A friend of mine has decided to make a winter scarf for DH and asked me to search the Internet for directions. Unfortunately, I have not found any free patterns, which I believe she can do without. What I’ve found are men’s winter scarves for sale and with that came varying lengths up to 78″ long. What I have not found is the width for a man’s winter scarf.

Also, she has asked for suggestions for a lining as she’d like to make it 2-sided. The fabric she’s chosen is a black wool; however, I’m not sure if it’s a crepe or wool gabardine. The later may be a bit stiff huh? If it’s the former I told her to make the lining the same as the face side. What do you suggest?

It is a man’s scarf to go with a dress coat that I believe she has in mind. Any information you may have to share about the length (DH is tall about 6’3″) and width will be helpful.

Thanks again.


Edited 12/23/2008 12:53 pm ET by WandaJ


  1. starzoe | | #1

    Sixty inches is a good length, it is also the width of some fabrics. A man's scarf about 10 or 11 inches is about perfect. Unless the wool fabric is really lightweight and a loose weave, the scarf does not have to be lined. A small sewn seam (handsewn is very nice) on the long edges finishes it perfectly. Maybe the edges could be fringed by pulling cross threads for about an inch.

    1. WandaJ | | #2

      Thanks so much for your reply. I found a scarf of my GD's (!!) it is about 10-1/2" so I decided to make it 11" (for good measure!). Oh...I decided to make 2 of these because they are needed and seemingly easy!

      I like the 60" length; however, with my son being well over 6', and the scarves shown on the Internet for men, as well as in magazines, being wrapped around sometimes a couple of times, I think I'll go for the 78".

      With regard to the fringe, how long would you make it? I picked up some poly fringe this PM and it is about 3" long. I tried it with the fabric and it looked OK, but I still think 'girly.' I like your idea best about the pulled threads, but I'll have to try it after I press the fabric.

      For the lining, I decided that I would go ahead and face it with the original face fabric. Oh, since I'm strongly considering doing this do you suggest 1 or, 2 layers of fabric fringed? If I do 1 layer I can turn under the other layer within the seam.

      The reason I decided to go for 2 layers is that my son is a minister, and he's started helping our pastor who is also a funeral home owner with funerals and the cemeteries can be the coldest place in the world in this type of weather. Here in OH  (SW) it's about 18 with a wind child factor that is out of this world. This AM when I woke up it was about 5 and yesterday it was worse than today. There's a sheet of thin ice out there now and I'm not sure what the temp is.

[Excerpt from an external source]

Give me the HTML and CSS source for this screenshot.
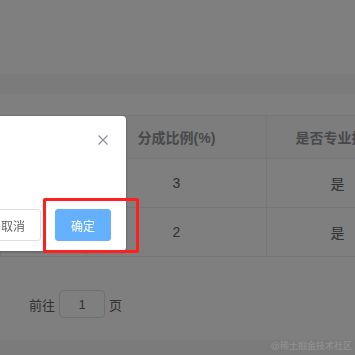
FILE: index.html
```html
<!DOCTYPE html>
<html lang="zh-CN">
<head>
    <meta charset="UTF-8">
    <title>分成设置</title>
    <link rel="stylesheet" href="styles.css">
</head>
<body>
    <div class="page">
        <div class="topbar"></div>
        <div class="tabs-band"></div>

        <div class="content">
            <table class="grid">
                <colgroup>
                    <col class="col-name">
                    <col class="col-ratio">
                    <col class="col-pro">
                </colgroup>
                <thead>
                    <tr>
                        <th>人员</th>
                        <th>分成比例(%)</th>
                        <th>是否专业技术</th>
                    </tr>
                </thead>
                <tbody>
                    <tr>
                        <td></td>
                        <td>3</td>
                        <td>是</td>
                    </tr>
                    <tr>
                        <td></td>
                        <td>2</td>
                        <td>是</td>
                    </tr>
                </tbody>
            </table>

            <div class="pager">
                <span>前往</span>
                <input class="pager-input" type="text" value="1">
                <span>页</span>
            </div>
        </div>

        <div class="footer-band"></div>
    </div>

    <div class="mask"></div>

    <div class="dialog">
        <div class="dialog-header">
            <span class="dialog-title"></span>
            <button class="dialog-close" aria-label="关闭">
                <svg width="10" height="10" viewBox="0 0 10 10">
                    <path d="M0.5 0.5 L9.5 9.5 M9.5 0.5 L0.5 9.5" stroke="#909399" stroke-width="1.3" fill="none"/>
                </svg>
            </button>
        </div>
        <div class="dialog-body"></div>
        <div class="dialog-footer">
            <button class="btn">取消</button>
            <button class="btn btn-primary">确定</button>
        </div>
    </div>

    <div class="highlight"></div>
    <div class="watermark">@稀土掘金技术社区</div>
</body>
</html>
```

FILE: styles.css
```css
body {
    margin: 0;
    font-family: "Liberation Sans", "Noto Sans CJK SC", sans-serif;
    background: #fff;
    overflow: hidden;
}
.page {
    height: 355px;
    position: relative;
}
.topbar {
    height: 74px;
}
.tabs-band {
    height: 20px;
    background: #f6f6f6;
}
.content {
    padding-top: 21px;
}
.grid {
    border-collapse: collapse;
    table-layout: fixed;
    width: 408px;
    color: #606266;
    font-size: 14px;
}
.col-name {
    width: 86px;
}
.col-ratio {
    width: 180px;
}
.col-pro {
    width: 142px;
}
.grid th,
.grid td {
    border: 1px solid #ebeef5;
    text-align: center;
    padding: 0;
    white-space: nowrap;
    overflow: hidden;
}
.grid th {
    height: 42px;
    background: #fafafa;
    color: #909399;
    font-weight: bold;
}
.grid td {
    height: 48px;
}
.pager {
    display: flex;
    align-items: center;
    margin: 33px 0 0 29px;
    font-size: 13px;
    color: #606266;
    gap: 4px;
}
.pager-input {
    width: 46px;
    height: 28px;
    box-sizing: border-box;
    border: 1px solid #dcdfe6;
    border-radius: 4px;
    text-align: center;
    font-family: inherit;
    font-size: 13px;
    color: #606266;
    padding: 0;
}
.footer-band {
    position: absolute;
    left: 0;
    right: 0;
    bottom: 0;
    height: 15px;
    background: #f6f6f6;
}
.mask {
    position: fixed;
    inset: 0;
    background: rgba(0, 0, 0, 0.5);
}
.dialog {
    position: fixed;
    top: 116px;
    left: -274px;
    width: 400px;
    background: #fff;
    border-radius: 4px;
    box-shadow: 0 1px 3px rgba(0, 0, 0, 0.3);
}
.dialog-header {
    position: relative;
    height: 54px;
}
.dialog-close {
    position: absolute;
    top: 19px;
    right: 18px;
    border: 0;
    padding: 0;
    background: none;
    width: 10px;
    height: 10px;
    display: flex;
}
.dialog-body {
    height: 29px;
}
.dialog-footer {
    display: flex;
    justify-content: flex-end;
    gap: 14px;
    padding: 10px 15px 10px;
}
.btn {
    height: 32px;
    width: 56px;
    border: 1px solid #dcdfe6;
    border-radius: 3px;
    background: #fff;
    color: #606266;
    font-family: inherit;
    font-size: 12px;
    padding: 0;
}
.btn-primary {
    background: #66b1ff;
    border-color: #66b1ff;
    color: #fff;
}
.highlight {
    position: fixed;
    left: 43px;
    top: 198px;
    width: 90px;
    height: 49px;
    border: 3px solid #ff1f1f;
    border-radius: 2px;
}
.watermark {
    position: fixed;
    right: 3px;
    bottom: 3px;
    font-size: 9px;
    color: rgba(255, 255, 255, 0.18);
}
```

      So much for that, but I too want to add that I am going to monogram his initials on the lower front of the scarf. I'm thinking black like the wool, but it won't show up too well; however, if I use another color it may stand out too much. What do you think?

      Finally, (I think I'm super sewing woman :-} - not really if anyone knows the truth about this it's me...I am going to make my 'significant other' a scarf like my son's. My son won't be upset about this because he received a gift from me the other day (which, I put up 2 years ago and couldn't find...until then).

      Here's to looking forward to your reply about the fringe and monogram. Thanks again.

      Edited 12/23/2008 9:52 pm ET by WandaJ

      1. starzoe | | #3

        You will be able to make quite a few scarves 12" wide with 78" of fabric. I wouldn't put bought fringe on them, you are right, it is a girly look. Fringe one layer of fabric and line up to the beginning of the drawn threads. Don't make it too long, about and inch and a half would do. If you think it will continue to unravel there, use a tiny zigzag on the scarf, above the fringe.About the monogram, why not use something like a mercerized cotton about a 10 (similar to crochet cotton)in a dark grey, or even black as the slightly raised and different texture initial will show up.I can sympathize about the weather, I am in Canada on the north (of the border) west coast and we are experiencing similar temperatures as you mentioned, but we have been hit with a lot of snow and high winds as well. This weather is very, very unusual here as it rarely gets below 32F (0 celcius)and at this time of the year we are still cutting roses from the garden for the Christmas table. At the moment I am snowed in, right in the middle of town! Good luck with your project.

  2. gailete | | #4

    I made my son a fleece scarf for Christmas 60" long by 6 1/2" wide. I appliques and did some stitching on the front side, so backed it with the same size and color fleece so it is extra toasty. I think with lengths you could do what you want and it depends on fashion I guess. We have been watching some old Sherlock Holmes shows on TV and he is wearing scarves at times that must be close to 15' long! He has them wrapped around his neck and at least 5-6' hanging in the front and back. Then at other times they are short scarves.



    1. woodruff | | #5

      My dh is over six feet tall, and this winter in Paris, where it was REALLY chilly, he found that a cashmere scarf 68" long was a mite too short, because when it's blowing snow, you want to wrap that scarf twice around your neck and have enough left over to insulate your chest a bit, too.

  3. Teaf5 | | #6

    My husband and brothers think any fringe is silly; they all ask,  "What's this stringy stuff for?"  (And they don't like my answer: "It's just for decoration.")

    Most men's scarves have a simple 1/2" double-turned hem on each end and a narrow double hem along the sides.

    I always go for wider and longer; a wider scarf can be folded neatly and always looks more luxurious than a skimpy one does.